Coming Plague Journalist Tackles Public Health Infrastructures in New Book

Pulitzer Prize-winning journalist Laurie Garrett would like to see public health become a "mom and apple pie" issue so fundamental to basic human rights that its absence would be morally unacceptable. And yet, she says, public health systems either do not exist or are woefully inadequate in many countries in an age when maladies such as bubonic plague have returned and new diseases such as Ebola have emerged.

Garrett introduced her new book Betrayal of Trust: The Collapse of Global Public Health to a packed Snyder Auditorium on Monday, September 11. The event was sponsored by the Center for Health Communication and introduced by Dean Barry Bloom.

Now a reporter for Newsday, Garrett is a familiar face to HSPH members. In 1992, she came to the school for a year on a journalism research fellowship that allowed her to think about public health issues in broader terms than she could in a bustling newsroom, she said. After the fellowship, she published the well-received The Coming Plague, a gripping non-fiction chronicle of emerging diseases. In her new book, Garrett expands her focus to include the infrastructures of public health systems.

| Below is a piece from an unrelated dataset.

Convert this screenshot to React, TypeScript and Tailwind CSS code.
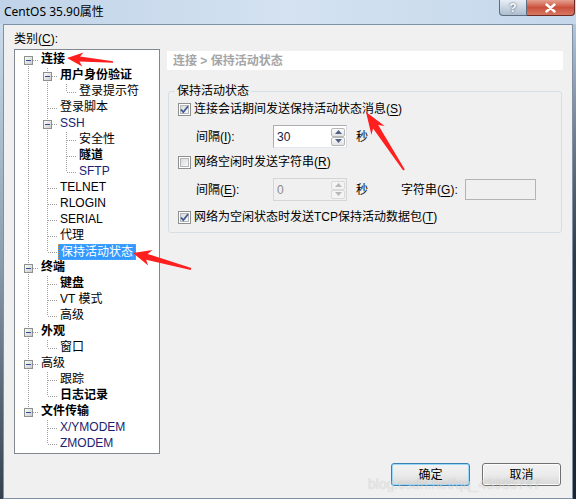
import React from "react";

type Node = { label: string; depth: number; bold?: boolean; kids?: boolean; sel?: boolean; blue?: boolean };

const tree: Node[] = [
  { label: "连接", depth: 0, bold: true, kids: true },
  { label: "用户身份验证", depth: 1, bold: true, kids: true },
  { label: "登录提示符", depth: 2 },
  { label: "登录脚本", depth: 1 },
  { label: "SSH", depth: 1, kids: true, blue: true },
  { label: "安全性", depth: 2 },
  { label: "隧道", depth: 2, bold: true },
  { label: "SFTP", depth: 2, blue: true },
  { label: "TELNET", depth: 1 },
  { label: "RLOGIN", depth: 1 },
  { label: "SERIAL", depth: 1 },
  { label: "代理", depth: 1 },
  { label: "保持活动状态", depth: 1, sel: true },
  { label: "终端", depth: 0, bold: true, kids: true },
  { label: "键盘", depth: 1, bold: true },
  { label: "VT 模式", depth: 1 },
  { label: "高级", depth: 1 },
  { label: "外观", depth: 0, bold: true, kids: true },
  { label: "窗口", depth: 1 },
  { label: "高级", depth: 0, kids: true },
  { label: "跟踪", depth: 1 },
  { label: "日志记录", depth: 1, bold: true },
  { label: "文件传输", depth: 0, bold: true, kids: true },
  { label: "X/YMODEM", depth: 1, blue: true },
  { label: "ZMODEM", depth: 1, blue: true },
];

const font = { fontFamily: '"Liberation Sans", "Noto Sans CJK SC", sans-serif' };

function hasNext(i: number) {
  const d = tree[i].depth;
  for (let j = i + 1; j < tree.length; j++) {
    if (tree[j].depth < d) return false;
    if (tree[j].depth === d) return true;
  }
  return false;
}

function ancestor(i: number, k: number) {
  for (let j = i - 1; j >= 0; j--) if (tree[j].depth === k) return j;
  return -1;
}

const LINE = "#a0a0a0";

function Cell({ up, down, across, box }: { up?: boolean; down?: boolean; across?: boolean; box?: boolean }) {
  return (
    <svg width="19" height="16" className="shrink-0" shapeRendering="crispEdges">
      <defs>
        <linearGradient id="bx" x1="0" y1="0" x2="1" y2="1">
          <stop offset="0" stopColor="#ffffff" />
          <stop offset="1" stopColor="#c8c8c8" />
        </linearGradient>
      </defs>
      {up && <line x1="8.5" y1="0" x2="8.5" y2="8" stroke={LINE} strokeDasharray="1 1" />}
      {down && <line x1="8.5" y1="8" x2="8.5" y2="16" stroke={LINE} strokeDasharray="1 1" />}
      {across && <line x1="9" y1="8.5" x2="19" y2="8.5" stroke={LINE} strokeDasharray="1 1" />}
      {box && (
        <>
          <rect x="4.5" y="4.5" width="8" height="8" fill="url(#bx)" stroke="#8e8f8f" />
          <line x1="6" y1="8.5" x2="11" y2="8.5" stroke="#2f4f8f" />
        </>
      )}
    </svg>
  );
}

function Tree() {
  return (
    <div className="h-[405px] w-[146px] border border-[#828790] bg-white pl-[5px] pt-[2px]" style={font}>
      {tree.map((n, i) => {
        const cells = [];
        for (let k = 0; k < n.depth; k++) {
          cells.push(<Cell key={k} up={hasNext(ancestor(i, k))} down={hasNext(ancestor(i, k))} />);
        }
        cells.push(<Cell key="own" up={i !== 0} down={hasNext(i)} across box={n.kids} />);
        return (
          <div key={i} className="flex h-[16px] items-center">
            {cells}
            <span
              className={
                "h-[16px] whitespace-nowrap px-[2px] text-[12px] leading-[15px] " +
                (n.bold ? "font-bold " : "") +
                (n.sel
                  ? "border border-dotted border-[#d08a3a] bg-[#3399ff] text-white"
                  : n.blue
                    ? "text-[#1a2370]"
                    : "text-black")
              }
            >
              {n.label}
            </span>
          </div>
        );
      })}
    </div>
  );
}

function Check() {
  return (
    <svg width="13" height="13" className="shrink-0" shapeRendering="crispEdges">
      <defs>
        <linearGradient id="cb" x1="0" y1="0" x2="1" y2="1">
          <stop offset="0" stopColor="#d8d8d8" />
          <stop offset="1" stopColor="#fbfbfb" />
        </linearGradient>
      </defs>
      <rect x="0.5" y="0.5" width="12" height="12" fill="#fff" stroke="#8e8f8f" />
      <rect x="2.5" y="2.5" width="8" height="8" fill="url(#cb)" stroke="#b4b6b9" />
    </svg>
  );
}

function Checked() {
  return (
    <svg width="13" height="13" className="shrink-0">
      <defs>
        <linearGradient id="cb2" x1="0" y1="0" x2="1" y2="1">
          <stop offset="0" stopColor="#d8d8d8" />
          <stop offset="1" stopColor="#fbfbfb" />
        </linearGradient>
      </defs>
      <rect x="0.5" y="0.5" width="12" height="12" fill="#fff" stroke="#8e8f8f" shapeRendering="crispEdges" />
      <rect x="2.5" y="2.5" width="8" height="8" fill="url(#cb2)" stroke="#b4b6b9" shapeRendering="crispEdges" />
      <path d="M3 6.5 L5.3 9.2 L10 3.2" fill="none" stroke="#3d5a93" strokeWidth="1.8" />
    </svg>
  );
}

function U({ c }: { c: string }) {
  return (
    <>
      (<span className="underline underline-offset-2">{c}</span>)
    </>
  );
}

function Spin({ value, disabled }: { value: string; disabled?: boolean }) {
  const arrow = disabled ? "#b8b8b8" : "#4d6185";
  return (
    <div
      className={
        "flex h-[23px] w-[74px] items-center justify-between border pl-[3px] pr-[1px] " +
        (disabled ? "border-[#d5d5d5] bg-[#f0f0f0] text-[#8a8a8a]" : "border-[#abadb3] border-r-[#dbdfe6] border-b-[#e3e9ef] bg-white text-[#1a1a40]")
      }
    >
      <span className="text-[12px]">{value}</span>
      <div className="flex flex-col gap-0">
        {[0, 1].map((k) => (
          <div
            key={k}
            className={
              "flex h-[9px] w-[14px] items-center justify-center rounded-[2px] border " +
              (disabled ? "border-[#dadada] bg-[#f4f4f4]" : "border-[#b8b8b8] bg-linear-to-b from-[#fbfbfb] to-[#e3e3e3]")
            }
          >
            <svg width="7" height="4">
              <path d={k === 0 ? "M0 4 L3.5 0 L7 4 Z" : "M0 0 L3.5 4 L7 0 Z"} fill={arrow} />
            </svg>
          </div>
        ))}
      </div>
    </div>
  );
}

function arrowPts(tip: [number, number], tail: [number, number], hl: number, hw: number, sh: number, st: number) {
  const dx = tail[0] - tip[0];
  const dy = tail[1] - tip[1];
  const len = Math.hypot(dx, dy);
  const ux = dx / len;
  const uy = dy / len;
  const nx = -uy;
  const ny = ux;
  const bx = tip[0] + ux * hl;
  const by = tip[1] + uy * hl;
  const bbx = tip[0] + ux * (hl * 0.8);
  const bby = tip[1] + uy * (hl * 0.8);
  const p = [
    [tip[0], tip[1]],
    [bx + nx * hw, by + ny * hw],
    [bbx + nx * (sh / 2), bby + ny * (sh / 2)],
    [tail[0] + nx * (st / 2), tail[1] + ny * (st / 2)],
    [tail[0] - nx * (st / 2), tail[1] - ny * (st / 2)],
    [bbx - nx * (sh / 2), bby - ny * (sh / 2)],
    [bx - nx * hw, by - ny * hw],
  ];
  return p.map((q) => q[0].toFixed(1) + "," + q[1].toFixed(1)).join(" ");
}

function Btn({ label, primary }: { label: string; primary?: boolean }) {
  return (
    <button
      className={
        "h-[23px] w-[79px] rounded-[3px] border bg-linear-to-b from-[#f3f3f3] via-[#ebebeb] to-[#d8d8d8] text-[12px] text-black " +
        (primary ? "border-[#3c7fb1] shadow-[inset_0_0_0_1px_#97d8fb]" : "border-[#707070] shadow-[inset_0_0_0_1px_#fcfcfc]")
      }
    >
      {label}
    </button>
  );
}

export default function App() {
  return (
    <div className="relative h-[499px] w-[576px] overflow-hidden bg-[#c8d9ec]" style={font}>
      {/* 标题栏 */}
      <div className="flex h-[24px] items-start bg-linear-to-r from-[#c0d3e8] via-[#d4e2f1] to-[#c4d7eb]">
        <span className="pl-[4px] pt-[4px] text-[12px] leading-[15px] text-black" style={{ fontFamily: '"Noto Sans", "Noto Sans CJK SC", sans-serif' }}>
          CentOS 35.90属性
        </span>
        <div className="ml-auto mr-[1px] flex h-[16px]">
          <div className="flex w-[28px] items-center justify-center rounded-bl-[4px] border border-t-0 border-[#5d6e83] bg-linear-to-b from-[#e8eef5] via-[#c9d5e2] to-[#aebccd] text-[12px] font-bold leading-none text-white [text-shadow:0_0_2px_#334]">
            ?
          </div>
          <div className="flex w-[48px] items-center justify-center rounded-br-[4px] border border-l-0 border-t-0 border-[#6b2a24] bg-linear-to-b from-[#e4a08f] via-[#c9503c] to-[#d87762]">
            <svg width="11" height="10">
              <path d="M1.5 1.5 L9.5 8.5 M9.5 1.5 L1.5 8.5" stroke="#fff" strokeWidth="2.4" strokeLinecap="round" />
            </svg>
          </div>
        </div>
      </div>

      <div className="flex h-[475px]">
        <div className="w-[3px] bg-linear-to-b from-[#cadbee] via-[#8c9db0] to-[#34424f]" />
        {/* 主面板 */}
        <div className="flex w-[570px] flex-col border border-[#7f91a6] bg-[#f0f0f0]">
          <div className="flex pl-[10px] pt-[6px]">
            <div className="flex flex-col">
              <div className="h-[18px] text-[12px] leading-[16px] text-black">
                类别<U c="C" />:
              </div>
              <Tree />
            </div>

            <div className="ml-[7px] mt-[20px] w-[396px]">
              <div className="h-[19px] bg-white pl-[6px] text-[12px] font-bold leading-[20px] text-[#a5a5a5]">
                连接 &gt; 保持活动状态
              </div>

              <div className="relative ml-[1px] mt-[21px] w-[394px] rounded-[3px] border border-[#d5dfe5] pb-[7px] pl-[9px] pt-[9px] text-[12px] text-black">
                <span className="absolute -top-[9px] left-[6px] bg-[#f0f0f0] px-[2px] leading-[16px]">保持活动状态</span>

                <div className="flex h-[16px] items-center gap-[3px]">
                  <Checked />
                  <span>
                    连接会话期间发送保持活动状态消息<U c="S" />
                  </span>
                </div>

                <div className="mt-[8px] flex h-[23px] items-center pl-[18px]">
                  <span className="w-[77px]">
                    间隔<U c="I" />:
                  </span>
                  <Spin value="30" />
                  <span className="ml-[9px]">秒</span>
                </div>

                <div className="mt-[6px] flex h-[16px] items-center gap-[3px]">
                  <Check />
                  <span>
                    网络空闲时发送字符串<U c="R" />
                  </span>
                </div>

                <div className="mt-[8px] flex h-[23px] items-center pl-[18px]">
                  <span className="w-[77px]">
                    间隔<U c="E" />:
                  </span>
                  <Spin value="0" disabled />
                  <span className="ml-[9px]">秒</span>
                  <span className="ml-[33px] w-[64px]">
                    字符串<U c="G" />:
                  </span>
                  <div className="h-[21px] w-[71px] border border-[#b4b4b4] bg-[#f0f0f0]" />
                </div>

                <div className="mt-[8px] flex h-[16px] items-center gap-[3px]">
                  <Checked />
                  <span>
                    网络为空闲状态时发送TCP保持活动数据包<U c="T" />
                  </span>
                </div>
              </div>
            </div>
          </div>

          <div className="mt-[9px] flex justify-end gap-[12px] pr-[11px]">
            <Btn label="确定" primary />
            <Btn label="取消" />
          </div>
        </div>
        <div className="w-[3px] bg-linear-to-b from-[#b4c6da] via-[#2c3844] to-[#1d252d]" />
      </div>

      {/* 水印 */}
      <div className="pointer-events-none absolute left-[368px] top-[474px] whitespace-nowrap text-[14px] text-white/50 [text-shadow:0_0_1px_rgba(0,0,0,0.2)]">
        blog.csdn.net/qq_43985747
      </div>

      {/* 标注箭头 */}
      <svg className="pointer-events-none absolute left-0 top-0" width="576" height="499">
        <polygon points={arrowPts([67, 58], [113, 62], 16, 7, 5, 1.5)} fill="#ff1f1f" />
        <polygon points={arrowPts([133, 253], [191, 269], 18, 8, 6, 2)} fill="#ff1f1f" />
        <polygon points={arrowPts([366, 112], [404, 170], 22, 8, 6, 2)} fill="#ff1f1f" />
      </svg>
    </div>
  );
}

She began her lecture with a sobering list of death and infection rates from different diseases: 3 million deaths last year from malaria, 100 countries in which tuberculosis cases have been confirmed, 100 million current cases of dengue fever.

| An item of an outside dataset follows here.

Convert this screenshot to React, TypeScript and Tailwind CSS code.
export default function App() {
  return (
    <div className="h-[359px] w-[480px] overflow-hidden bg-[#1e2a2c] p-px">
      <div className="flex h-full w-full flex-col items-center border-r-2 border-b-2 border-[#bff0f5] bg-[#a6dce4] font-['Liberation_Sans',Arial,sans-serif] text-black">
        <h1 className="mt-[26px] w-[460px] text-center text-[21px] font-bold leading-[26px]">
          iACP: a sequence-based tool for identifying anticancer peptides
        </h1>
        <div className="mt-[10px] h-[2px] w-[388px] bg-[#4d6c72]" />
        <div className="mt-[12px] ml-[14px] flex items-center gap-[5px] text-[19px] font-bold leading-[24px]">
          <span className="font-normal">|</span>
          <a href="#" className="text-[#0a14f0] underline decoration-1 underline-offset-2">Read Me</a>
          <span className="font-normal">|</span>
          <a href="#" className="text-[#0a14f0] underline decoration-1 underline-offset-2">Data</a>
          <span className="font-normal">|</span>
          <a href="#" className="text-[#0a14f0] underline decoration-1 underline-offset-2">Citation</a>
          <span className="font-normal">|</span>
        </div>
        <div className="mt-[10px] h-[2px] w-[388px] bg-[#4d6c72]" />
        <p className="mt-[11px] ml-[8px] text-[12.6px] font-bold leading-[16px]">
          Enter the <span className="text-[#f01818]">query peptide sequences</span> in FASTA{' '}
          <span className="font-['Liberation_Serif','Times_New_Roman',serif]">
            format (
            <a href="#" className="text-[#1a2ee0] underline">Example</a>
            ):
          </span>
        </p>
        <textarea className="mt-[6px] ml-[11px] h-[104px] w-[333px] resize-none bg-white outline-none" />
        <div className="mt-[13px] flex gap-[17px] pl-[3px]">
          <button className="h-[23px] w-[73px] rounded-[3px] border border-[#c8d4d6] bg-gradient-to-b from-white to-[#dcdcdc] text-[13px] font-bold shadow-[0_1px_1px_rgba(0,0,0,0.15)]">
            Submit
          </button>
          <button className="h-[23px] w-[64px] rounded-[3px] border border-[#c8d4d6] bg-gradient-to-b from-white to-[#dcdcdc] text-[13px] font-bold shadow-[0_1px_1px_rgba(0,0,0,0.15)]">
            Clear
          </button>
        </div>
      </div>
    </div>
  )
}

"Why is the world not in a state of panic and outrage?" asked Garrett. "Because these are slow-motion epidemics."

Garrett warned of future faster killers that will emerge in a world with shambling public health infrastructures. The key to fighting these killers and other epidemics will be the globalization of public health resources, she said.

She used images from a slide presentation to document specific examples of public health crises around the world and official responses to the problems. One slide showed the first victim of the Ebola virus outbreak in Zaire in 1995 and his family. Everyone in the picture eventually succumbed to the disease, said Garrett, but the world would not have learned of the outbreak if it had not been for a rambling daisy chain of telephone calls and letters that reached a member of the World Health Organization (WHO) in Geneva.

An outbreak of pneumonic plague in India in 1994 became a political tool after officials blamed Pakistan for unleashing the disease in a plot to kill Indians. WHO representatives issued some general press releases, said Garrett, but they did not step in quickly with reassurances that the plague could be contained with simple antibiotics and a plan to control the outbreak.

In the Odessa region of Ukraine, hundreds of teenagers gather daily in large fields to inject into their veins home-made drugs made of poppy extracts and other substances. The fields become littered with used hypodermic needles that are often picked up by other teens who inject themselves and their friends with the dirty needles. HIV rates predictably have risen dramatically.

Garrett used these striking examples as a call to action for public health officials and students. She said the phrase public health is being co-opted by drug companies that make impressive promises of tailored remedies for individual illnesses that Garrett suspects will be unaffordable to a majority of Americans. Looking at her audience, many of whom were new or returning students to the school, Garrett summed up, "Access and equity to the fruits of research is the real challenge of the future."